Reflecting on Crowdsourcing

Crowdsourcing, or taking work that would usually be performed by an employee and outsourcing it to the general public, did not begin with the advent of the digital age, but there is no question that the internet has made it much easier to cultural heritage institutions to launch large-scale crowdsourcing projects. In Australia, the National Library has engaged a wide public in correcting transcriptions of newspaper articles as part of its Trove project. In the UK, scholars creating scholarly editions of the work of Jeremy Bentham have involved users in transcribing Bentham’s thousands of pages of writing. In the US, the public is helping to transcribe the recovered documents of the early US War Department and correcting computer readings of historical maps.

Crowdsourcing done well has a bit of a “have your cake and eat it too” quality to it because it benefits both cultural institutions and the members of the public who volunteer their time. For cultural institutions or research projects, crowdsourcing offers a way to get work done that is either too burdensome for staff or that cannot be done well (or at all) by computers. These projects also bring attention to collections and connect participants to the work of the institution in a meaningful way. Contributors, rather than feeling exploited for all the free labor they are providing, instead tend to feel that they are engaged in work with social value that is often of personal interest. Some develop their skills through crowdsourcing and for some, working on these projects seems to become a hobby, or even an obsession. 

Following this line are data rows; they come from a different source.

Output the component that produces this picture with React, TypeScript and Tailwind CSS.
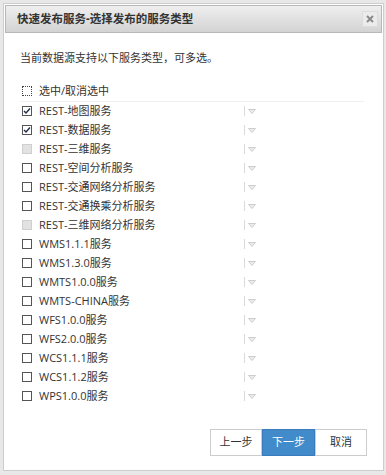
import React from 'react';

type Item = { label: string; state: 'on' | 'off' | 'disabled' };

const items: Item[] = [
  { label: 'REST-地图服务', state: 'on' },
  { label: 'REST-数据服务', state: 'on' },
  { label: 'REST-三维服务', state: 'disabled' },
  { label: 'REST-空间分析服务', state: 'off' },
  { label: 'REST-交通网络分析服务', state: 'off' },
  { label: 'REST-交通换乘分析服务', state: 'off' },
  { label: 'REST-三维网络分析服务', state: 'disabled' },
  { label: 'WMS1.1.1服务', state: 'off' },
  { label: 'WMS1.3.0服务', state: 'off' },
  { label: 'WMTS1.0.0服务', state: 'off' },
  { label: 'WMTS-CHINA服务', state: 'off' },
  { label: 'WFS1.0.0服务', state: 'off' },
  { label: 'WFS2.0.0服务', state: 'off' },
  { label: 'WCS1.1.1服务', state: 'off' },
  { label: 'WCS1.1.2服务', state: 'off' },
  { label: 'WPS1.0.0服务', state: 'off' },
];

const Box: React.FC<{ state: Item['state'] | 'focus' }> = ({ state }) => {
  if (state === 'disabled') {
    return <span className="block w-[10px] h-[10px] border border-[#cfcfcf] bg-[#e2e2e2]" />;
  }
  if (state === 'focus') {
    return <span className="block w-[10px] h-[10px] border border-dotted border-[#444]" />;
  }
  return (
    <span className="flex items-center justify-center w-[10px] h-[10px] border border-[#555] bg-white">
      {state === 'on' && (
        <svg width="8" height="8" viewBox="0 0 8 8">
          <path d="M1 4 L3 6 L7 1.5" fill="none" stroke="#1f2d4a" strokeWidth="1.4" />
        </svg>
      )}
    </span>
  );
};

const Caret = () => (
  <div className="flex items-center gap-[3px]">
    <span className="block w-px h-[10px] bg-[#dadada]" />
    <svg width="8" height="5" viewBox="0 0 8 5">
      <path d="M0.5 0.5 L7.5 0.5 L4 4.5 Z" fill="#ececec" stroke="#cdcdcd" strokeWidth="1" />
    </svg>
  </div>
);

export default function App() {
  return (
    <div
      className="w-[386px] h-[475px] bg-[#e8e8e8] pt-[3px] pl-[3px] pr-[2px] pb-[4px] text-[#333]"
      style={{ fontFamily: '"Open Sans", "Noto Sans CJK SC", sans-serif' }}
    >
      <div className="h-full bg-white border border-[#cdcdcd] p-px flex flex-col">
        {/* Title bar */}
        <div className="h-[28px] flex items-center justify-between border border-[#b8b8b8] bg-gradient-to-b from-[#efefef] to-[#d3d3d3] pl-[11px] pr-[3px]">
          <span className="text-[11.5px] font-bold leading-none">快速发布服务-选择发布的服务类型</span>
          <span className="flex items-center justify-center w-[16px] h-[16px] bg-[#ebebeb] border border-[#dcdcdc]">
            <svg width="8" height="8" viewBox="0 0 8 8">
              <path d="M1 1 L7 7 M7 1 L1 7" stroke="#8a8a8a" strokeWidth="2" />
            </svg>
          </span>
        </div>

        {/* Body */}
        <div className="flex flex-col text-[11px] pl-[15px]">
          <p className="mt-[15px] h-[19px] leading-[19px]">当前数据源支持以下服务类型，可多选。</p>

          <div className="mt-[15px] h-[20px] w-[344px] flex items-center border-b border-[#efefef] pb-px">
            <span className="ml-[2px]"><Box state="focus" /></span>
            <span className="ml-[7px]">选中/取消选中</span>
          </div>

          <div className="flex flex-col">
            {items.map((it) => (
              <div key={it.label} className="h-[19px] flex items-center pb-px">
                <span className="ml-[2px]"><Box state={it.state} /></span>
                <span className="ml-[7px] w-[205px] whitespace-nowrap">{it.label}</span>
                <Caret />
              </div>
            ))}
          </div>
        </div>

        {/* Footer */}
        <div className="mt-auto mb-[13px] pr-[15px] flex justify-end text-[11px]">
          <button className="w-[52px] h-[27px] border border-[#cccccc] bg-white text-[#333]">上一步</button>
          <button className="w-[53px] h-[27px] border border-[#3a7cbc] bg-[#428bca] text-white">下一步</button>
          <button className="w-[52px] h-[27px] border border-[#cccccc] bg-white text-[#333]">取消</button>
        </div>
      </div>
    </div>
  );
}
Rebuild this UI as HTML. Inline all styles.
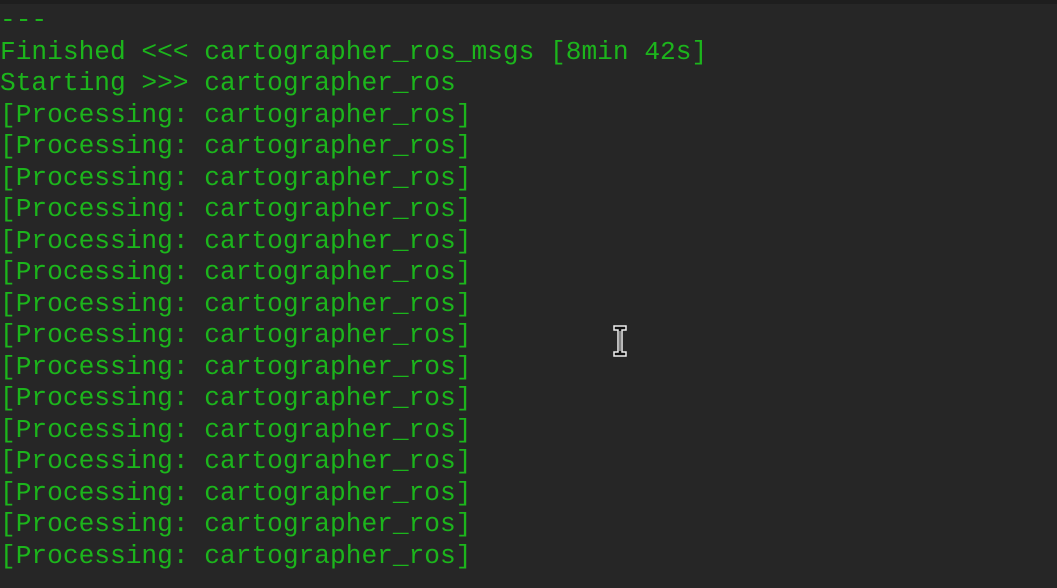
<!DOCTYPE html>
<html><head><meta charset="utf-8"><style>
html,body{margin:0;padding:0;width:1057px;height:588px;overflow:hidden;background:#262626;}
.bar{position:absolute;left:0;top:0;width:1057px;height:4px;background:#1e1e1e;}
pre{position:absolute;left:0;top:5px;margin:0;font-family:"Liberation Mono",monospace;font-size:26.2px;line-height:31.5px;color:#1cb51c;}
.cur{position:absolute;left:612px;top:324px;}
</style></head><body>
<div class="bar"></div>
<pre>---
Finished &lt;&lt;&lt; cartographer_ros_msgs [8min 42s]
Starting &gt;&gt;&gt; cartographer_ros
[Processing: cartographer_ros]
[Processing: cartographer_ros]
[Processing: cartographer_ros]
[Processing: cartographer_ros]
[Processing: cartographer_ros]
[Processing: cartographer_ros]
[Processing: cartographer_ros]
[Processing: cartographer_ros]
[Processing: cartographer_ros]
[Processing: cartographer_ros]
[Processing: cartographer_ros]
[Processing: cartographer_ros]
[Processing: cartographer_ros]
[Processing: cartographer_ros]
[Processing: cartographer_ros]</pre>
<svg class="cur" width="16" height="36" viewBox="0 0 16 36">
<path d="M2 2H14V6H10V28H14V32H2V28H6V6H2Z" fill="#111" stroke="#eee" stroke-width="1.5"/>
<path d="M8 7V27" stroke="#eee" stroke-width="1"/>
</svg>
</body></html>
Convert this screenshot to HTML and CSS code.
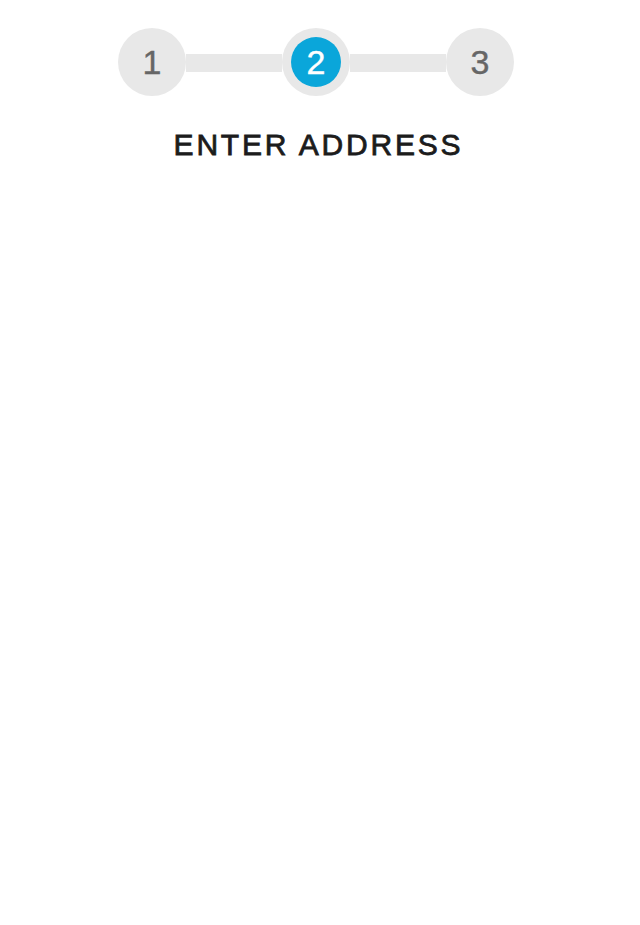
FILE: index.html
```html
<!DOCTYPE html>
<html>
<head>
<meta charset="utf-8">
<link rel="stylesheet" href="styles.css">
</head>
<body>
<div class="page">
  <div class="stepper">
    <div class="step"><span class="num">1</span></div>
    <div class="bar"></div>
    <div class="step active"><span class="num">2</span></div>
    <div class="bar"></div>
    <div class="step"><span class="num">3</span></div>
  </div>
  <h1 class="title">ENTER ADDRESS</h1>
</div>
</body>
</html>
```
FILE: styles.css
```css
html, body {
  margin: 0;
  padding: 0;
  background: #ffffff;
}
.page {
  width: 640px;
  height: 925px;
  font-family: "Liberation Sans", Arial, sans-serif;
}
.stepper {
  display: flex;
  align-items: center;
  padding-top: 28px;
  padding-left: 118px;
}
.step {
  width: 68px;
  height: 68px;
  border-radius: 50%;
  background: #e8e8e8;
  display: flex;
  align-items: center;
  justify-content: center;
  flex: none;
}
.step .num {
  font-size: 34px;
  line-height: 1;
  color: #666666;
  -webkit-text-stroke: 0.4px #666666;
}
.step.active .num {
  width: 50px;
  height: 50px;
  border-radius: 50%;
  background: #0aa6da;
  color: #ffffff;
  -webkit-text-stroke: 0.4px #ffffff;
  display: flex;
  align-items: center;
  justify-content: center;
}
.bar {
  width: 96px;
  height: 18px;
  margin-top: 2px;
  background: #e8e8e8;
  flex: none;
}
.title {
  margin: 32px 0 0 0;
  padding-right: 3px;
  text-align: center;
  font-size: 30px;
  font-weight: normal;
  letter-spacing: 2.8px;
  color: #1c1c1c;
  -webkit-text-stroke: 0.8px #1c1c1c;
  line-height: 34px;
}
```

Recruiting the public to help is particularly valuable for well-defined, time-consuming tasks that require a human touch. Crowdsourcing is ideal for transcription projects, where contributors can create a typed transcript of a digitized handwritten document. It works well for correction projects, where members of the public can look at the work done by a computer—transcribing text or maps for example—and can correct computer errors. It also offers an excellent format for tagging projects, where users are asked to tag an object based on its content. All of this work makes digital objects more discoverable and searchable so they can be used more effectively in research and it allows editors or administrators to spend their time on tasks that require more expertise, like checking the work done by volunteers for accuracy before making it widely available in a digital collection.

Based on my (admittedly limited) time contributing to several crowdsourced projects, the aspects that seemed most important to a project’s success were:

  1. The ability to get started with only the most minimal instruction. A single page of guidelines or short video that explains the work was useful, but users will likely be discouraged if they feel they have to undergo a lengthy training in order to participate.
  2. A truly easy to use interface. In a transcription project, for example, users need to be able to magnify sections of a document, to quickly shift the position of the document, and to enter their transcription directly into a text box on the same screen as the document. Being able to save work in progress is also important in encouraging visitors to return to the site to keep working on unfinished tasks.
  3. Giving contributors the ability to have some choice about the work they undertake (which documents they want to work on, for example). From my experience, working If users cannot choose the subject of their work, then the interface would do well to make the work something like a game so the contributor will be drawn in to the work.
  4. Acknowledging the work of contributors in some way so that they feel valued and seen.

 

Crowdsourced projects do need to expend time and energy in making people aware of the project so they will visit the site. Most also build in some safeguards to check the work done by the public before it is considered complete.

They do not, however, need to worry too much about tailoring tasks to the interests of a broad public. In nearly every crowdsourced project, a handful of top contributors does the vast majority of the work. What crowdsourcing does remarkably well, then, is to bring together a cultural institution with members of the public who are committed to their project or who have a deep personal interest in the material. Casual contributors may come away with a better sense of a project or a deeper interest in an institution, but it is the most avid contributors who really allow crowdsourced projects to live up to their most basic goal: to outsource work that would typically be done by employees to the general public.